• Task details:
In the entries that follow, find the word "picture" and report each line it is on.

• Working data:
==*==

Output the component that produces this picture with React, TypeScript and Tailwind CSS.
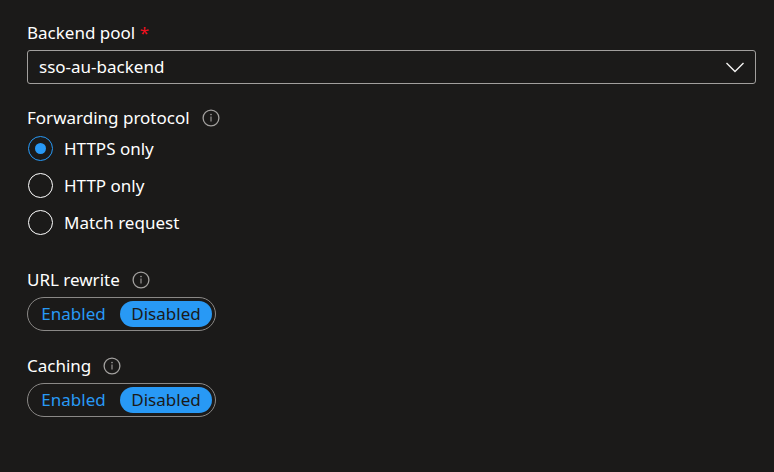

==*==

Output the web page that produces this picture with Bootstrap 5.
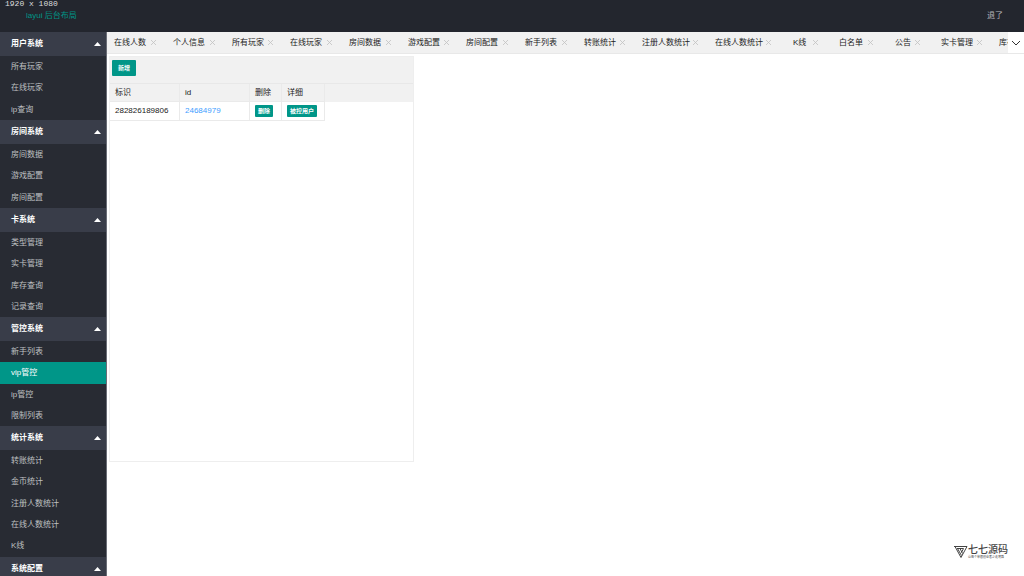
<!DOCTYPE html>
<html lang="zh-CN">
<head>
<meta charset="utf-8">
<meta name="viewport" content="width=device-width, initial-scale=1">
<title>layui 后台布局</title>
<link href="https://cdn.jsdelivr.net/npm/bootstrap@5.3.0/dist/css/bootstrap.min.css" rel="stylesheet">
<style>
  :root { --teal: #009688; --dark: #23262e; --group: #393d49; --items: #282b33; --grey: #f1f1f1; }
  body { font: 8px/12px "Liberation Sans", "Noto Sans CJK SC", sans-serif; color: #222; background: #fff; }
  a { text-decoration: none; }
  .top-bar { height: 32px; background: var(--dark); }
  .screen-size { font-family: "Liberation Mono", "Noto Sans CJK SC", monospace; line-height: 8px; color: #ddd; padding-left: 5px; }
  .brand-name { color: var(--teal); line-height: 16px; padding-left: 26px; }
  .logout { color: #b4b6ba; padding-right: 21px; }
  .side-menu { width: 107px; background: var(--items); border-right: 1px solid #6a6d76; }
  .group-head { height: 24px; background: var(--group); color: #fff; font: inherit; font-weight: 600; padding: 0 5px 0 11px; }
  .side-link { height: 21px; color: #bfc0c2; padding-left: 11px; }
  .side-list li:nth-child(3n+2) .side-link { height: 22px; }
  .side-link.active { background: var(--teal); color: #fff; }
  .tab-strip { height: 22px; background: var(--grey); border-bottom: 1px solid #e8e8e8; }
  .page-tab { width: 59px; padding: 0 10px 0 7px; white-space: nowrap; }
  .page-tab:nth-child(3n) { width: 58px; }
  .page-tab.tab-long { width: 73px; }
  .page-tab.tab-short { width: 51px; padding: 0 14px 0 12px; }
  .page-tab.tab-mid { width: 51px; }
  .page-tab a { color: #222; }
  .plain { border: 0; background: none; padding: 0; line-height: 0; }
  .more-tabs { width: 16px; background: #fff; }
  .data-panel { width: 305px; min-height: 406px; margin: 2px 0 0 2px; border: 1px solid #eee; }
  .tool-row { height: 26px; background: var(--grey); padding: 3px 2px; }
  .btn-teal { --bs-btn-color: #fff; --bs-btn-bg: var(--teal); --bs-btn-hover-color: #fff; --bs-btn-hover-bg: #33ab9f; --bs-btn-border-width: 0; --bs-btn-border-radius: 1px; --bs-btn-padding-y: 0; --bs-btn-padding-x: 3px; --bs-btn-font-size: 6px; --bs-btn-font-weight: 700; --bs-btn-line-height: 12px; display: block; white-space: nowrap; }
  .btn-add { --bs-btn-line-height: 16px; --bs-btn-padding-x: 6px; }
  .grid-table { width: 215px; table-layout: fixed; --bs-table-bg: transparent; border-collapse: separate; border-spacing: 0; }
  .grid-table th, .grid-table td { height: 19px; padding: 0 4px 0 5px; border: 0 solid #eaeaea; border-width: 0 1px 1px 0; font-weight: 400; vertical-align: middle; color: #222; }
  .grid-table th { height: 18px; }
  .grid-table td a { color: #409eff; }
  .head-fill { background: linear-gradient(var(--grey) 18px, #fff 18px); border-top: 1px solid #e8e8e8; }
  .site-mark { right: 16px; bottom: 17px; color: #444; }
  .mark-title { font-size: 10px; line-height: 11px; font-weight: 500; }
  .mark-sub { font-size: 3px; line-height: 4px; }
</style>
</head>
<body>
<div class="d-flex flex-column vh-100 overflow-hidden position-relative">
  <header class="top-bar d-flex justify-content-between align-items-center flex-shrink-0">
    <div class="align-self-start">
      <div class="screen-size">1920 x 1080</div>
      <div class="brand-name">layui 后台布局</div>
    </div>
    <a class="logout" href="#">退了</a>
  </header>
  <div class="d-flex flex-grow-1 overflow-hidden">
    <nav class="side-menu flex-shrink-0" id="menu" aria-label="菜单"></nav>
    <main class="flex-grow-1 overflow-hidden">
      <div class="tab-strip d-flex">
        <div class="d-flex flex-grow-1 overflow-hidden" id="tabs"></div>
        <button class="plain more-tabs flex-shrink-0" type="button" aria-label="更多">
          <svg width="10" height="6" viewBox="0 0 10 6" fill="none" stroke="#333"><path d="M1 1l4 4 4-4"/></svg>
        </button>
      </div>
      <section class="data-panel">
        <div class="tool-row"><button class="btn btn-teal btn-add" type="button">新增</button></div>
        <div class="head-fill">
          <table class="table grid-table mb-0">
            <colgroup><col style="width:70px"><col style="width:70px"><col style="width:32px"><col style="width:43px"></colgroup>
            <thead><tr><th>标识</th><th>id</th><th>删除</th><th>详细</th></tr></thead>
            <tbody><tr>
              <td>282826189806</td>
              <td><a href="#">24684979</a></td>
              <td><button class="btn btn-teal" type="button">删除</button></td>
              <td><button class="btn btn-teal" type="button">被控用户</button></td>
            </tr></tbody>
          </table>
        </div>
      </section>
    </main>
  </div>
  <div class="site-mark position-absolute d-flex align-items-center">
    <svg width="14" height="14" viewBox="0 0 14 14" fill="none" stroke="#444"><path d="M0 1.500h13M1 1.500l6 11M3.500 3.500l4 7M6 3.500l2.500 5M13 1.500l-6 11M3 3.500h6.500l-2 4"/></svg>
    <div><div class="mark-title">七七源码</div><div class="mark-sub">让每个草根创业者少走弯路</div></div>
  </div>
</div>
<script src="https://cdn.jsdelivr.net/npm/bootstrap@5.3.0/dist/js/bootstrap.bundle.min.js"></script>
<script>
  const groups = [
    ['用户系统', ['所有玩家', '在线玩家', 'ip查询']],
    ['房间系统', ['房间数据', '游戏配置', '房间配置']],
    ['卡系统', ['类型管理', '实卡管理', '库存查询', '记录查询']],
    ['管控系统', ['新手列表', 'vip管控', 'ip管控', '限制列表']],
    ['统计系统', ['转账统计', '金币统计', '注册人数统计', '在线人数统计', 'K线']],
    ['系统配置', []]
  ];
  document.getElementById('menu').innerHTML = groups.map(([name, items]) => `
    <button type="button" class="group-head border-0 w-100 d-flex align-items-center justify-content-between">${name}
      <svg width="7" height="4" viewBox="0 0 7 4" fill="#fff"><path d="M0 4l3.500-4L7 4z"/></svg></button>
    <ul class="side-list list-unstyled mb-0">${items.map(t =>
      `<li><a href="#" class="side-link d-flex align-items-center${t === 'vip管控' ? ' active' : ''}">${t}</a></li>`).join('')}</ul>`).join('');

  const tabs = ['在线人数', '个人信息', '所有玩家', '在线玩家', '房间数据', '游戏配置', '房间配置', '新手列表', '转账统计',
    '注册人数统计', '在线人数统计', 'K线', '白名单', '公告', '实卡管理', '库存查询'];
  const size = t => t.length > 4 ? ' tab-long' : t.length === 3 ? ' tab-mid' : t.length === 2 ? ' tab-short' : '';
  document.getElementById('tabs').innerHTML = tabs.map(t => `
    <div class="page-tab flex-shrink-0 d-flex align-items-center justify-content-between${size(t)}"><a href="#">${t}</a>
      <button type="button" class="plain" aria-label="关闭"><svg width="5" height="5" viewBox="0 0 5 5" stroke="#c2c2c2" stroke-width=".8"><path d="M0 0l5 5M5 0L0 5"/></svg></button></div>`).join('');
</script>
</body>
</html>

==*==

• Solution to the problem:
Output the component that produces this picture with React, TypeScript and Tailwind CSS.
Output the web page that produces this picture with Bootstrap 5.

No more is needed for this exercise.